*Your objective*.
Below are records. Copy every line with "this" in it.

*Supplied entries*.
::::
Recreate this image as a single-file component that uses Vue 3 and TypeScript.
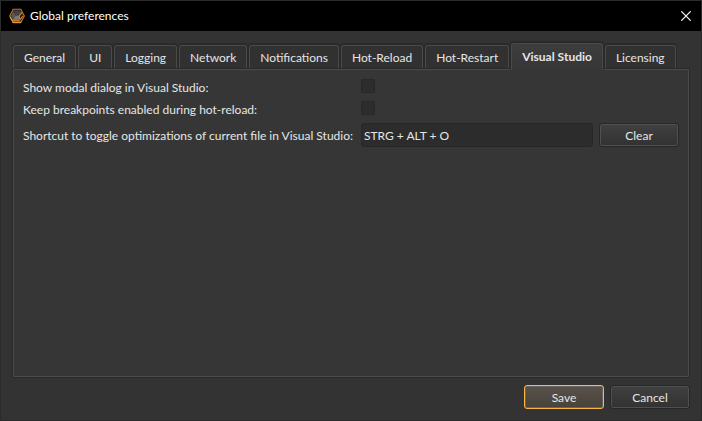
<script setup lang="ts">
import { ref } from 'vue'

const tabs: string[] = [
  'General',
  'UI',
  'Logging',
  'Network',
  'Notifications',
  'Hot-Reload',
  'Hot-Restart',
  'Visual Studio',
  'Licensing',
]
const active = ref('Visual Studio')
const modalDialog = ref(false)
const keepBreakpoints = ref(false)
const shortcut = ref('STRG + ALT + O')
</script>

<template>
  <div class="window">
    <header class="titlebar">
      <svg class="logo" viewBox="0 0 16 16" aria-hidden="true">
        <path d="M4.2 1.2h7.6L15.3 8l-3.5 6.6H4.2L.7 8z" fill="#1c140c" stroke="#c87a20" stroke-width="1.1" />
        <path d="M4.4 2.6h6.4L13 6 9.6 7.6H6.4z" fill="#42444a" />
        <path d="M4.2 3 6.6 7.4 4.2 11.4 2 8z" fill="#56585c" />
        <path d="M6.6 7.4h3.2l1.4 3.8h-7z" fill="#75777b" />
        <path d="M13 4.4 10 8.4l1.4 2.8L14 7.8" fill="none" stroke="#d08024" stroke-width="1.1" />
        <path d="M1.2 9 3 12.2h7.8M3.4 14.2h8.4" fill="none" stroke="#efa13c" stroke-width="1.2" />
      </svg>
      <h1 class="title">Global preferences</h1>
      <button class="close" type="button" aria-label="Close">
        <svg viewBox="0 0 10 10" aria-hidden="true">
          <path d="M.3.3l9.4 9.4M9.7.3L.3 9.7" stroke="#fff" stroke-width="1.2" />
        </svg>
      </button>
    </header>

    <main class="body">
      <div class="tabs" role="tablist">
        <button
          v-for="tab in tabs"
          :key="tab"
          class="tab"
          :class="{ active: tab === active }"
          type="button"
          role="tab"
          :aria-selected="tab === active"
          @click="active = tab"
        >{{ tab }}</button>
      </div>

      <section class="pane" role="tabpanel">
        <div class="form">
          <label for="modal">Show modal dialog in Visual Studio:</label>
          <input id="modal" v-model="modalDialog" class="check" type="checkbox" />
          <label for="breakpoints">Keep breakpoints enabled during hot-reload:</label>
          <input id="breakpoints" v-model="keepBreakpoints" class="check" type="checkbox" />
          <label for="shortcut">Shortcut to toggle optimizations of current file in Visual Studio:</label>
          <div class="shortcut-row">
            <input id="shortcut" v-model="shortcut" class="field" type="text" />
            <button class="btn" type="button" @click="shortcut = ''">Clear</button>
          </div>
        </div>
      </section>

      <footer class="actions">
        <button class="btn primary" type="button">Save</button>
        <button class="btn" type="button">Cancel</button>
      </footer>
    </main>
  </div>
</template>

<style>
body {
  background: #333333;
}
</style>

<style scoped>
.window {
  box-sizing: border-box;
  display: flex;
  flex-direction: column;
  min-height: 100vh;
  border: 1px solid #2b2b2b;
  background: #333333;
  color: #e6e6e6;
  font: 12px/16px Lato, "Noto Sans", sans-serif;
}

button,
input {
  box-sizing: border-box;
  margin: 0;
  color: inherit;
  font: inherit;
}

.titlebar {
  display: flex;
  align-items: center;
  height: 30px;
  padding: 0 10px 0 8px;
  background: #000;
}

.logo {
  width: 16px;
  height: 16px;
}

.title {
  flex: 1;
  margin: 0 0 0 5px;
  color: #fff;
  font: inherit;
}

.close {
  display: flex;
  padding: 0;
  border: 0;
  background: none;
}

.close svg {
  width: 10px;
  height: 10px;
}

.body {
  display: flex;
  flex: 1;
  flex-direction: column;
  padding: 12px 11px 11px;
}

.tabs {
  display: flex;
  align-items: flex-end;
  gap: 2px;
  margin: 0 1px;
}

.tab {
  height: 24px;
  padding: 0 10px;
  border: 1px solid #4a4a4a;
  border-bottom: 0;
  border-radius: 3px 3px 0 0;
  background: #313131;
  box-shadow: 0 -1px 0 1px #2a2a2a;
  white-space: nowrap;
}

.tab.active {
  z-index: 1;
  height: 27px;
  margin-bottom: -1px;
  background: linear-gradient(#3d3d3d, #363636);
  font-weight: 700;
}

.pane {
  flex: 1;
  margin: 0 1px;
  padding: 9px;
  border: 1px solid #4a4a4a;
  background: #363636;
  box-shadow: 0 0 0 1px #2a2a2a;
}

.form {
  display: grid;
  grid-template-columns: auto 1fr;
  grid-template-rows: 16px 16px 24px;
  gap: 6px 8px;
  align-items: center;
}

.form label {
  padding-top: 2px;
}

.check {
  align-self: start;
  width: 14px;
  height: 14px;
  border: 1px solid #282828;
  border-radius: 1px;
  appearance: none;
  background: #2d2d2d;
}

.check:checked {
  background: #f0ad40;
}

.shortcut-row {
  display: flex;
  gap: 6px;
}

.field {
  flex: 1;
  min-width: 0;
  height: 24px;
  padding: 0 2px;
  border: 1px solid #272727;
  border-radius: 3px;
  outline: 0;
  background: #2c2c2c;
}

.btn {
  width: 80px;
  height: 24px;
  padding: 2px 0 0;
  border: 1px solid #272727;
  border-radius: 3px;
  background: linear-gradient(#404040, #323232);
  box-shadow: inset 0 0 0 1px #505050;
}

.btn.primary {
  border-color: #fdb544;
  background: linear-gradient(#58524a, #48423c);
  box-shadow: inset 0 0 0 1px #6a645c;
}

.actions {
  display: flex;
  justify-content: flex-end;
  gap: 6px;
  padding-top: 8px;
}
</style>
::::
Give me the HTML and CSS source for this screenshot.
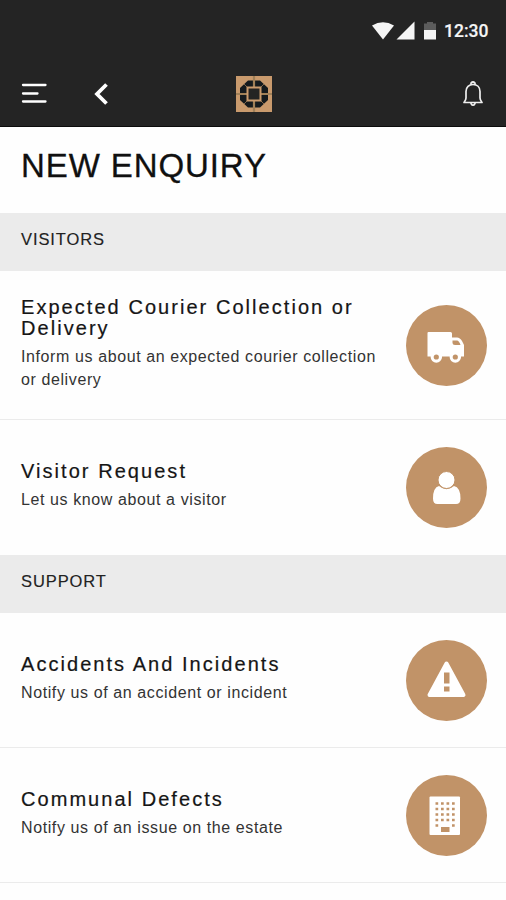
::::
*Complete output*.
Recreate this image as a single-file component that uses Vue 3 and TypeScript.
Give me the HTML and CSS source for this screenshot.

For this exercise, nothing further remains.